The best leader/coaches establish clear direction and protection, and create a motivating environment. They are persistent regarding the need for follow-through on commitments.
They ask powerful questions. They encourage learning by asking questions to raise the employee’s awareness, level of performance and accountability. The questions are open-ended (i.e., those that cannot be answered with a simple yes or no).
This approach is very different from “telling” employees what to do or giving them the answers to their problems. Here are a few examples:
- What resources are needed?
- What obstacles might get in the way?
- What has not been tried?
- What will you commit to doing and when?
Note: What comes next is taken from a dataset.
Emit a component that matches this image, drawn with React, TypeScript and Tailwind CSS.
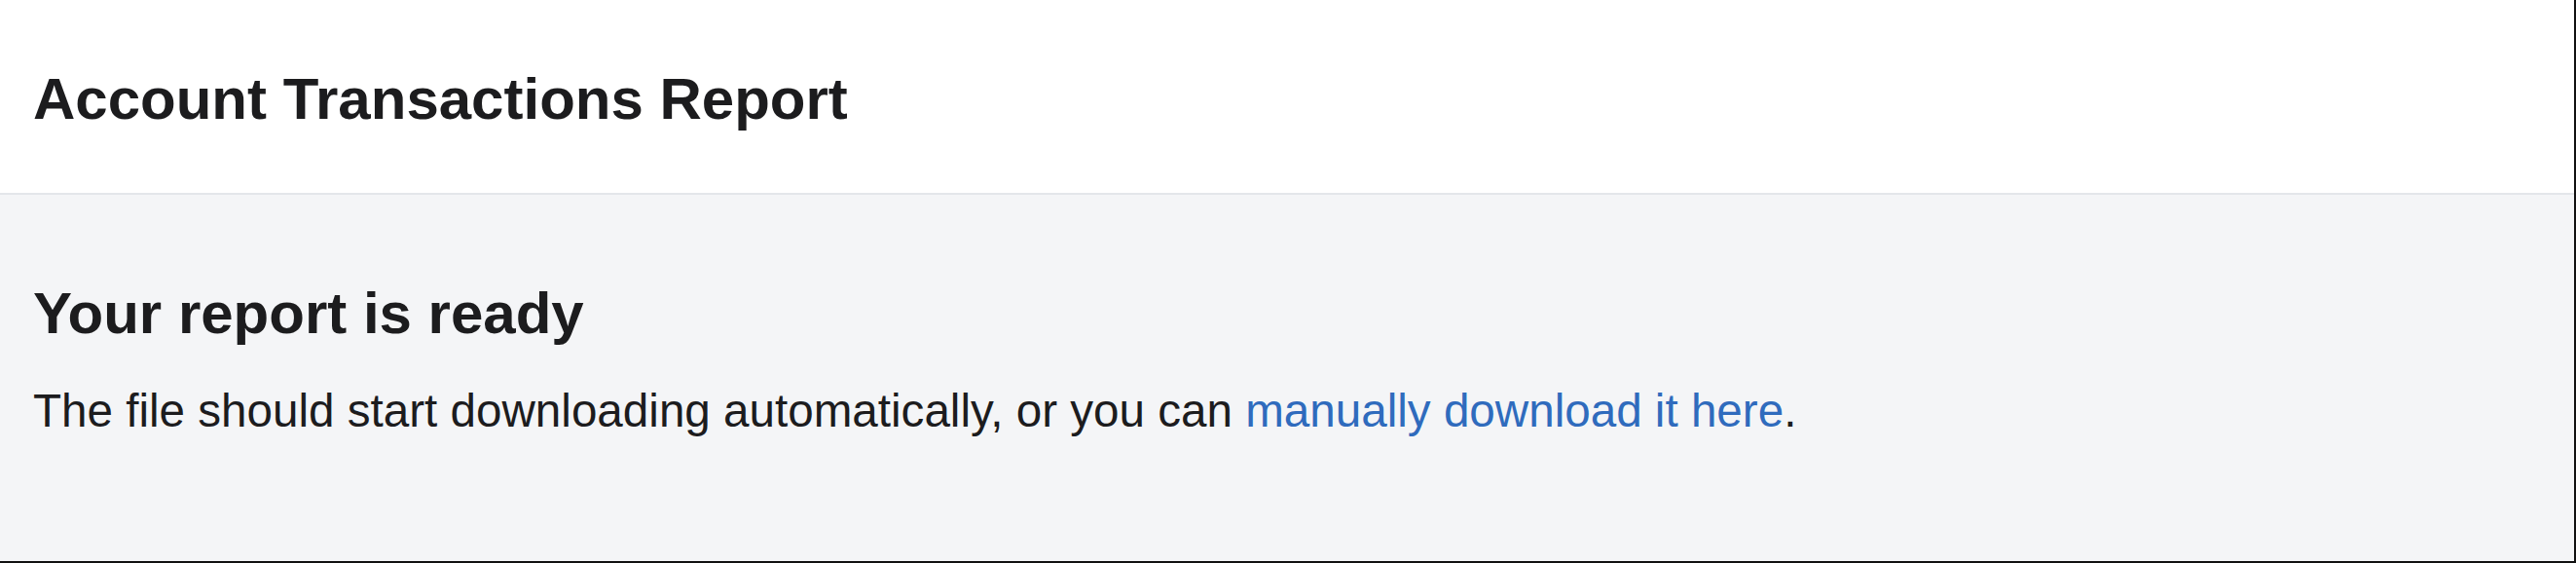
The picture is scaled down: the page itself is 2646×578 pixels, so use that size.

They set clear goals and expectations. Have you ever seen the words “Vince Lombardi” and “wishy-washy” in the same sentence (until now)? A key to effective coaching is the ability to clearly communicate goals, define specific action plans and foster ownership of or commitment to the attainment of these goals.
They are realists who can hold others accountable for activity, action and results. The SMART acronym is a useful guide for coaching — it defines setting goals that are specific, measurable, achievable, relevant and time-bound.
Coaching is an activity that always involves the question, “What’s the next step?” Great leaders with coaching skills hold people accountable for taking action and achieving results.
They provide clear, effective and challenging feedback. This coaching skill is so critical that it deserves its own column (see next week).
The challenge for many organizations is how to establish an effective program for managers to learn and master these skills. Most organizations require outside expertise to accomplish this.